DATA EXCERPTS
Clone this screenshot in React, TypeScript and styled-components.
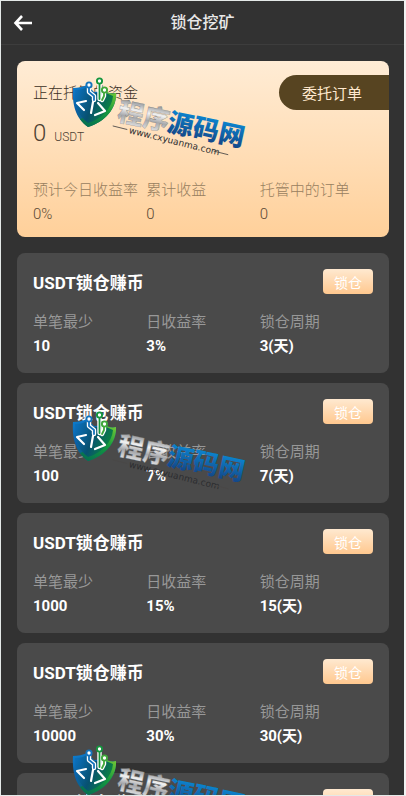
---
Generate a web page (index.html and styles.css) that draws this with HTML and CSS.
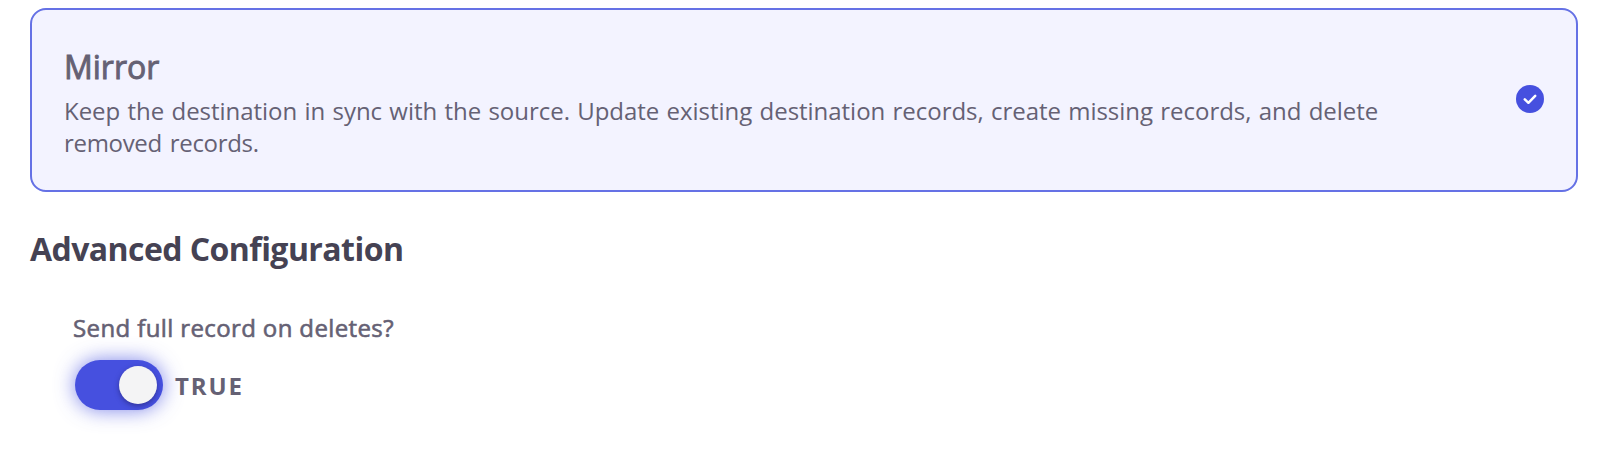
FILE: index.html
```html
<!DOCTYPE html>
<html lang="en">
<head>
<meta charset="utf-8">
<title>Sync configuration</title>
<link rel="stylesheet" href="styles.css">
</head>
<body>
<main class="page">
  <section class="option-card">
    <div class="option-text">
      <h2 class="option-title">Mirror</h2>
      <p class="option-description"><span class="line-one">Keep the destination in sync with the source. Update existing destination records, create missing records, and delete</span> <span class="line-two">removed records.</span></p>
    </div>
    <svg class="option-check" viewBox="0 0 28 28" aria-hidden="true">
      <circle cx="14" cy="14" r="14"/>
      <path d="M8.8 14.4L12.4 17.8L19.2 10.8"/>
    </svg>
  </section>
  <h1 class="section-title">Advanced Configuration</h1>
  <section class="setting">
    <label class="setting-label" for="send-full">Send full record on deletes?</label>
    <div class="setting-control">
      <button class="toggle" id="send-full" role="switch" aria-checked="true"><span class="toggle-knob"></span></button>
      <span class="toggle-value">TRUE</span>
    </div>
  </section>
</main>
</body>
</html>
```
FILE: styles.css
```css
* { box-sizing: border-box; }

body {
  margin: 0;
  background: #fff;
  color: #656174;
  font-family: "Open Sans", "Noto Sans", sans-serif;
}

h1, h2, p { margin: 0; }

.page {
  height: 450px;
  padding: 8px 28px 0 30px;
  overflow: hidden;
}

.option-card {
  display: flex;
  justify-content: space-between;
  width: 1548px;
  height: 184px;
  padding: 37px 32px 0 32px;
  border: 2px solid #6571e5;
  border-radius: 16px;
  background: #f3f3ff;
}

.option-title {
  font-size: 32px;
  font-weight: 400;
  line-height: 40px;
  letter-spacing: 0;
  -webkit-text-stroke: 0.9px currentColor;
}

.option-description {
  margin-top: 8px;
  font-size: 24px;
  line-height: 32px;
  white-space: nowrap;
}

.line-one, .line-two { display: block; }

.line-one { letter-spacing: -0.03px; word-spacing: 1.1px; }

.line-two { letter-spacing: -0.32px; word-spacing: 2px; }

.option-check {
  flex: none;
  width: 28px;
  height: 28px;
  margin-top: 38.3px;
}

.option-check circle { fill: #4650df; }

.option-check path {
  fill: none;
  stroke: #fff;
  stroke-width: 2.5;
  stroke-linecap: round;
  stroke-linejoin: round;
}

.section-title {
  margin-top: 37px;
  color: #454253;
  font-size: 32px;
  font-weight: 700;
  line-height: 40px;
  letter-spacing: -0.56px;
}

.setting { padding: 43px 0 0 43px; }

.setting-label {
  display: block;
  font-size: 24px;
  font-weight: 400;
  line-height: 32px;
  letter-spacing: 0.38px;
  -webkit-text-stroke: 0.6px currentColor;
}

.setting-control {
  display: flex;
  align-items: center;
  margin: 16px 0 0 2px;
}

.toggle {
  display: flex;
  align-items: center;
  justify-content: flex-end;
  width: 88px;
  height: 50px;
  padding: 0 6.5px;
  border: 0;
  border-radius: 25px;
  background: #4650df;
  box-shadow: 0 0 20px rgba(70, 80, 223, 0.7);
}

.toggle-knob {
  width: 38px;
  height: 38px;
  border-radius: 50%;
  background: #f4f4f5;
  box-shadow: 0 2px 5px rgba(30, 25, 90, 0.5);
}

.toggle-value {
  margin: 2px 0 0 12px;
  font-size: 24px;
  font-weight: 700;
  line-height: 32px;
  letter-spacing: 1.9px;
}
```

WHAT THE TASK REQUIRES
Each line in the listing above that contains "this" should be copied.

WRITTEN SOLUTION
Clone this screenshot in React, TypeScript and styled-components.
Generate a web page (index.html and styles.css) that draws this with HTML and CSS.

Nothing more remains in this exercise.